I sure hope not! This was one of many quotes hanging around the kid’s school yesterday at the Mother’s day function. I’d much rather God see me through Jesus’ eyes than my mother’s. (not that my mother doesnt think I’m perfect or anything;). And for my children’s sake I hope this too.
My own “Mother eyes” can be rose-colored at times. Seeing only what I want to see. Only what my pride allows. And then they can also be critical. More critical and demanding than my Heavenly Father is with me. In fact He isn’t at all.
Today as we had a time of worship and singing as a family I sat on our bed, combing my fingers through A’s hair and wondered what kind of legacy I was passing on these days.
Since we have moved here I have been so impatient and short tempered.
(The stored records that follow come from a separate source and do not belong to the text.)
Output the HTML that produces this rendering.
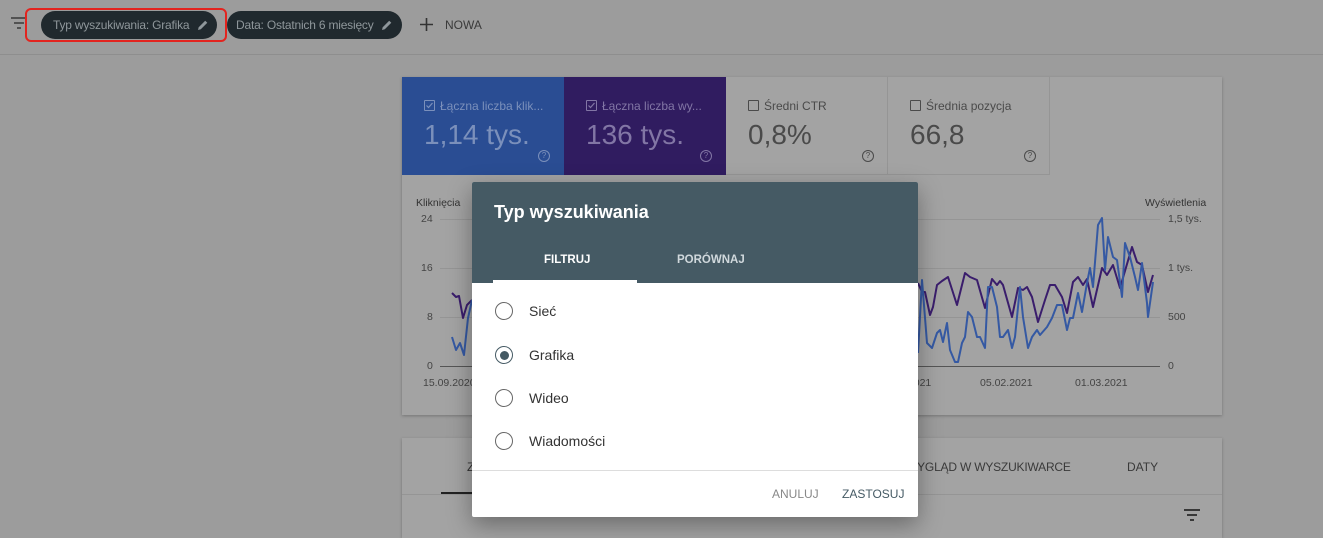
<!DOCTYPE html>
<html><head><meta charset="utf-8"><style>
body{margin:0;width:1323px;height:535px;overflow:hidden;background:#9c9c9c;font-family:"Liberation Sans",sans-serif;position:relative}
.a{position:absolute}
.chip{position:absolute;top:11px;height:28px;border-radius:14px;background:#20292e;color:#8f979b;font-size:12px;letter-spacing:-0.2px;line-height:28px;padding-left:12px;box-sizing:border-box;white-space:nowrap}
.tile{position:absolute;top:77px;height:98px;width:162px;box-sizing:border-box}
.tl{position:absolute;left:22px;top:22px;font-size:12px;white-space:nowrap}
.tv{position:absolute;left:22px;top:42px;font-size:28px}
.cb{display:inline-block;position:relative;width:9px;height:9px;border:1px solid currentColor;border-radius:1px;vertical-align:-1px;margin-right:5px}
.q{position:absolute;left:136px;top:73px;width:10px;height:10px;border:1px solid currentColor;border-radius:50%;font-size:8px;line-height:10px;text-align:center}
.radio{position:absolute;left:495px;width:16px;height:16px;border:1.5px solid #666;border-radius:50%}
.rl{position:absolute;left:529px;font-size:14px;color:#333}
</style></head><body>
<svg class="a" style="left:10px;top:16px" width="18" height="14"><path d="M1 2h16M4 7h10M7 12h4" stroke="#3a3a3a" stroke-width="1.6"/></svg>
<div class="chip" style="left:41px;width:176px">Typ wyszukiwania: Grafika<svg class="a" style="left:156px;top:8px" width="12" height="12"><path d="M1 11l0.7-2.8 6.5-6.5 2.1 2.1-6.5 6.5z" fill="#8f979b"/></svg></div>
<div class="a" style="left:25px;top:8px;width:202px;height:34px;border:2px solid #e3241f;border-radius:6px;box-sizing:border-box"></div>
<div class="chip" style="left:227px;width:175px;padding-left:9px">Data: Ostatnich 6 miesięcy<svg class="a" style="left:154px;top:8px" width="12" height="12"><path d="M1 11l0.7-2.8 6.5-6.5 2.1 2.1-6.5 6.5z" fill="#8f979b"/></svg></div>
<svg class="a" style="left:419px;top:17px" width="15" height="15"><path d="M7.5 1v13M1 7.5h13" stroke="#333" stroke-width="1.6"/></svg>
<div class="a" style="left:445px;top:18px;font-size:12px;color:#3a3a3a">NOWA</div>
<div class="a" style="left:0;top:54px;width:1323px;height:1px;background:#8e8e8e"></div>
<div class="a" style="left:402px;top:77px;width:820px;height:338px;background:#a3a3a3;box-shadow:0 1px 3px rgba(0,0,0,.25)"></div>
<div class="tile" style="left:402px;background:#2a4d93;color:#7b90bb"><div class="tl"><span class="cb"><svg class="a" style="left:0;top:0" width="9" height="9"><path d="M1.5 4.5l2 2 4-4.5" stroke="currentColor" fill="none" stroke-width="1.2"/></svg></span>Łączna liczba klik...</div><div class="tv">1,14 tys.</div><div class="q">?</div></div>
<div class="tile" style="left:564px;background:#301c60;color:#8276a5"><div class="tl"><span class="cb"><svg class="a" style="left:0;top:0" width="9" height="9"><path d="M1.5 4.5l2 2 4-4.5" stroke="currentColor" fill="none" stroke-width="1.2"/></svg></span>Łączna liczba wy...</div><div class="tv">136 tys.</div><div class="q">?</div></div>
<div class="tile" style="left:726px;color:#4a4a4a;border-right:1px solid #959595;border-bottom:1px solid #959595"><div class="tl"><span class="cb"></span>Średni CTR</div><div class="tv">0,8%</div><div class="q">?</div></div>
<div class="tile" style="left:888px;color:#4a4a4a;border-right:1px solid #959595;border-bottom:1px solid #959595"><div class="tl"><span class="cb"></span>Średnia pozycja</div><div class="tv">66,8</div><div class="q">?</div></div>
<div class="a" style="left:416px;top:197px;font-size:10.5px;color:#333">Kliknięcia</div>
<div class="a" style="left:1145px;top:197px;font-size:10.5px;color:#333">Wyświetlenia</div>
<div class="a" style="left:421px;top:213px;font-size:10.5px;color:#444">24</div>
<div class="a" style="left:421px;top:262px;font-size:10.5px;color:#444">16</div>
<div class="a" style="left:427px;top:311px;font-size:10.5px;color:#444">8</div>
<div class="a" style="left:427px;top:360px;font-size:10.5px;color:#444">0</div>
<div class="a" style="left:1168px;top:213px;font-size:10.5px;color:#444">1,5 tys.</div>
<div class="a" style="left:1168px;top:262px;font-size:10.5px;color:#444">1 tys.</div>
<div class="a" style="left:1168px;top:311px;font-size:10.5px;color:#444">500</div>
<div class="a" style="left:1168px;top:360px;font-size:10.5px;color:#444">0</div>
<div class="a" style="left:423px;top:377px;font-size:10.5px;color:#444">15.09.2020</div>
<div class="a" style="left:905px;top:377px;font-size:10.5px;color:#444">.2021</div>
<div class="a" style="left:980px;top:377px;font-size:10.5px;color:#444">05.02.2021</div>
<div class="a" style="left:1075px;top:377px;font-size:10.5px;color:#444">01.03.2021</div>
<svg class="a" style="left:0;top:0" width="1323" height="535">
<g stroke="#959595" stroke-width="1"><path d="M440 219.5H1160M440 268.5H1160M440 317.5H1160"/></g>
<path d="M440 366.5H1160" stroke="#555" stroke-width="1"/>
<g fill="none" stroke-width="2" stroke-linejoin="round">
<polyline stroke="#3a1d6c" points="452,293 456,297 459,296 463,318 467,305 472,300"/>
<polyline stroke="#3559a3" points="452,337 456,350 460,343 464,355 468,318 472,300"/>
<polyline stroke="#3a1d6c" points="918,283 922,292 925,292 930,315 933,307 937,285 942,281 948,277 957,305 965,273 970,277 977,280 985,308 992,279 997,285 1000,281 1003,285 1012,317 1018,288 1023,290 1027,287 1032,297 1038,322 1045,300 1050,285 1055,285 1062,297 1067,313 1073,282 1078,277 1083,285 1087,279 1093,307 1102,268 1107,275 1113,265 1120,288 1132,247 1137,262 1142,265 1148,292 1153,275"/>
<polyline stroke="#3559a3" points="918,353 922,280 927,343 932,348 937,333 940,330 943,342 947,323 950,350 955,362 958,362 962,343 965,337 968,312 972,317 977,337 980,337 985,348 988,287 992,287 997,307 1000,337 1003,337 1008,330 1012,348 1015,337 1020,287 1023,317 1028,348 1032,337 1037,330 1040,335 1047,327 1052,318 1057,305 1062,305 1067,330 1070,318 1073,318 1078,293 1082,312 1087,283 1090,268 1093,287 1098,225 1102,218 1105,270 1108,237 1113,257 1117,260 1122,297 1125,243 1130,257 1135,277 1138,290 1142,263 1147,303 1148,317 1153,282"/>
</g></svg>
<div class="a" style="left:402px;top:438px;width:820px;height:100px;background:#a3a3a3;box-shadow:0 1px 3px rgba(0,0,0,.25)"></div>
<div class="a" style="left:402px;top:494px;width:820px;height:1px;background:#959595"></div>
<div class="a" style="left:441px;top:492px;width:40px;height:2px;background:#222"></div>
<div class="a" style="left:467px;top:460px;font-size:12px;color:#333">Z</div>
<div class="a" style="left:906px;top:460px;font-size:12px;letter-spacing:-0.2px;color:#3a3a3a">WYGLĄD W WYSZUKIWARCE</div>
<div class="a" style="left:1127px;top:460px;font-size:12px;color:#3a3a3a">DATY</div>
<svg class="a" style="left:1183px;top:508px" width="18" height="14"><path d="M1 2h16M4 7h10M7 12h4" stroke="#2a2a2a" stroke-width="1.8"/></svg>
<div class="a" style="left:472px;top:182px;width:446px;height:335px;background:#fff;box-shadow:0 8px 24px rgba(0,0,0,.35);border-radius:2px;overflow:hidden">
<div class="a" style="left:0;top:0;width:446px;height:101px;background:#455a64"></div>
<div class="a" style="left:22px;top:20px;font-size:18px;font-weight:bold;color:#fff">Typ wyszukiwania</div>
<div class="a" style="left:72px;top:72px;font-size:11.5px;font-weight:bold;color:#fff">FILTRUJ</div>
<div class="a" style="left:205px;top:72px;font-size:11.5px;font-weight:bold;color:#d0d8dc">PORÓWNAJ</div>
<div class="a" style="left:21px;top:98px;width:144px;height:3px;background:#fff"></div>
<div class="a" style="left:0;top:288px;width:446px;height:1px;background:#ddd"></div>
<div class="a" style="left:300px;top:305px;font-size:12px;color:#888">ANULUJ</div>
<div class="a" style="left:370px;top:305px;font-size:12px;color:#455a64">ZASTOSUJ</div>
</div>
<div class="radio" style="top:302px"></div><div class="rl" style="top:303px">Sieć</div>
<div class="radio" style="top:346px;border-color:#455a64"><div style="margin:3.5px;width:9px;height:9px;border-radius:50%;background:#455a64"></div></div><div class="rl" style="top:347px">Grafika</div>
<div class="radio" style="top:389px"></div><div class="rl" style="top:390px">Wideo</div>
<div class="radio" style="top:432px"></div><div class="rl" style="top:433px">Wiadomości</div>
</body></html>
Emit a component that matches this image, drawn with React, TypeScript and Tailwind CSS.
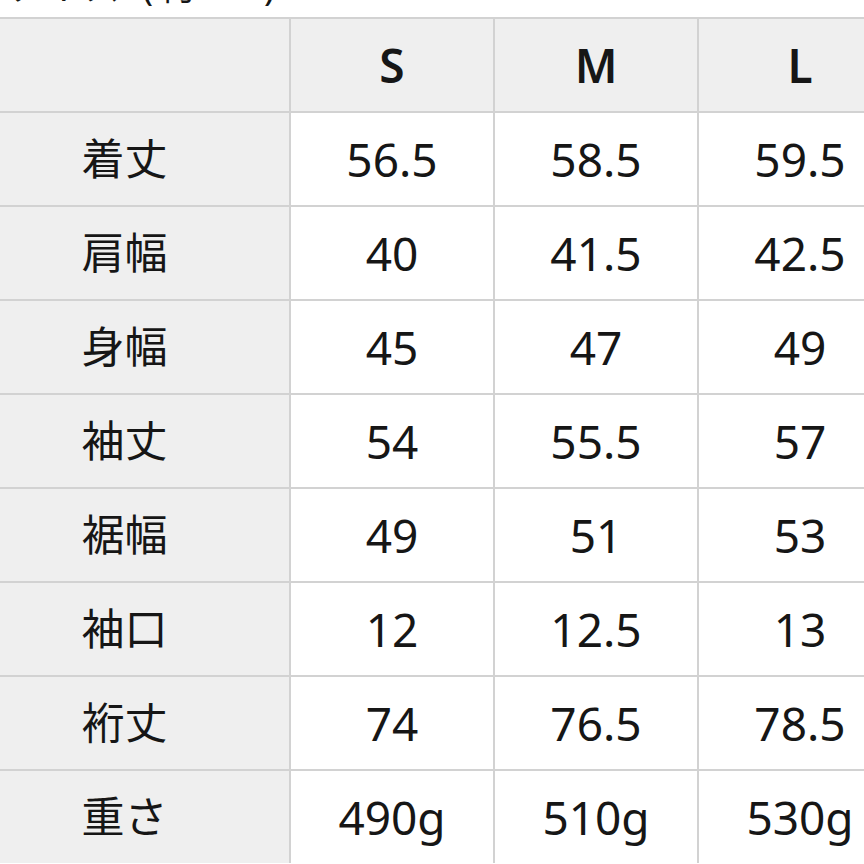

Taking out some culture stress on them. Or just letting the consequences of a bad choice to stay up late rest on them the next morning.
“Raging at the children for minor wrongdoings while I’m the one defiling the moment with sinful anger.” A.Voskamp.
What are they learning from me? How do they view the way their Father loves them by what I am teaching about love? As we each shared what we were thankful for, M said family day (which is our sabbath we usually have on sunday.) I felt God’s grace wash over me that he actually enjoys being altogether still.
We had a great day full of sleeping in for me and waffles with chocolate syrup. Husband-made iced mocha. I was greeted in bed with hand made cards with scribbled messages of love. Painted faces and puzzles. Night time scooter rides (all 5 on 1 bike) to our fav restaraunt. Pizza and fries. Sundaes. Breezy trips home with the fragrance of flowers. Eyedrop tickles and bedtime kisses. First baby kicks.
More than anything today has gently reminded me of the opportunity I have. To love with the Holy love I am given. To forgive much and and meet with understanding. To hug and to kiss and say those 3 words often. But to show them even more than I say them. To hold and to comfort. To listen. To change my tone or lower my volume. To be with them and know them. To pray for them and give them room to grow. Room to grow up into God’s Marvelous love for them.
Just as my mother taught me what compassion and giving looks like, I desire to model the artwork of the Holy Spirit in my life. Happy Mother’s day to my own across the deep blue ocean! To the one’s that have been like a mother in so many ways, displaying God’s womanly advice, mentoring, comfort and care. And to all you momma’s! As you fiercely love and sacrifice for your little ones, may you know the compassionate and fierce love of your Father.